Washburn witnessed the attack on the bank of Ytapiru, on the 10th of April, from a steamer belonging to the well-known Santiago Caustan; he knew beforehand that Lieutenant Romero was going to make the attack. A few days after the battle of the 2d of May, Washburn was at Mitre’s headquarters, attending the examination of two Paraguay deserters, old acquaintances of his, named Bernardo Recalde and Manuel Alonzo or Decoud, from whom he expected to get important information for Mitre.

Washburn began to show hostility to the government of Paraguay soon after his second arrival there, and he found a worthy colleague in the person of Cochelet, the French consul, who was less disguised than Washburn in his hatred for Lopez.

The great opposition of the foreign residents of Asuncion to the celebration of independence day, the 25th of December, 1866, was due to the influence of Washburn and Cochelet upon that portion of the population.

When Washburn visited Caxias, in March, 1867, he found him troubled by ridiculous rumors about the great help that Paraguay expected from Bolivia, Rio Janeiro, and Buenos Ayres newspapers; said Lopez had employed two or three thousand men to open a road to Bolivia over the Chaco plains; that Dr. Carreras had been to Bolivia two or three times as agent of the Paraguay government; that a Bolivian minister had arrived at Asuncion, where he was received with banquets and illumination; and finally, that besides sending a quantity of ammunition, Bolivia was ready to throw itself into the arms of Paraguay.

Washburn confirmed the report about arms, so as to excite Caxias against Bolivia; and he did swear to divide that republic between Brazil and the Argentine Republic, after the conquest.

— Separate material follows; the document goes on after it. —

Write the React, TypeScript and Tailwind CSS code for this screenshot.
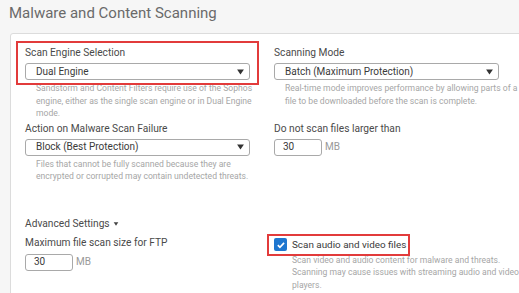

On that same occasion Caxias gave Washburn to understand that the Spanish government had been for years united with the imperial government in hostility to the republics of the Pacific; that Brazil sympathized with Spain in her present war against them, and it would be very easy for Brazil and Spain to make common cause against their mutual enemies in South America.

It was at this visit, too, that Washburn interceded with Caxias for his friend, Dr. Carreras, asking his life and property to be spared, and promising his aid in the projected revolution.

At Caxias’s camp Washburn met Captain Watson, secretary of the British legation at Buenos Ayres, and formed an intrigue with him to try to influence the diplomatic body in that city, by means of letters and false reports of the state of affairs in Paraguay, sent verbally by Watson.

Deponent was to have attended Washburn on that trip, as secretary or interpreter, for Washburn had invited him to go, and leave had already been obtained from the proper source; but Washburn embarked hastily, without saying a word to deponent, and left him greatly disappointed. Washburn never explained to deponent the cause of this strange conduct, but he supposes that Benigno Lopez, or somebody else whom he consulted, advised him not to take deponent along, as it might be dangerous to trust him with such important secrets.

[Page 721]

In his dispatches to his own government, Washburn said nothing of his complicity in the revolution, but tried to influence his government against the cause of Paraguay, not saying he knew anything of a conspiracy, but hinting there might be such a thing. It is well known that Washburn and Cochelet had full knowledge of the conspiracy, and took part in all that was done, up to the time of Cochelet’s departure; and that Washburn favored the object of the meeting at Salinares, and did all he could for it; thus he may be considered an accomplice in that pact, just as much as if he had signed the document.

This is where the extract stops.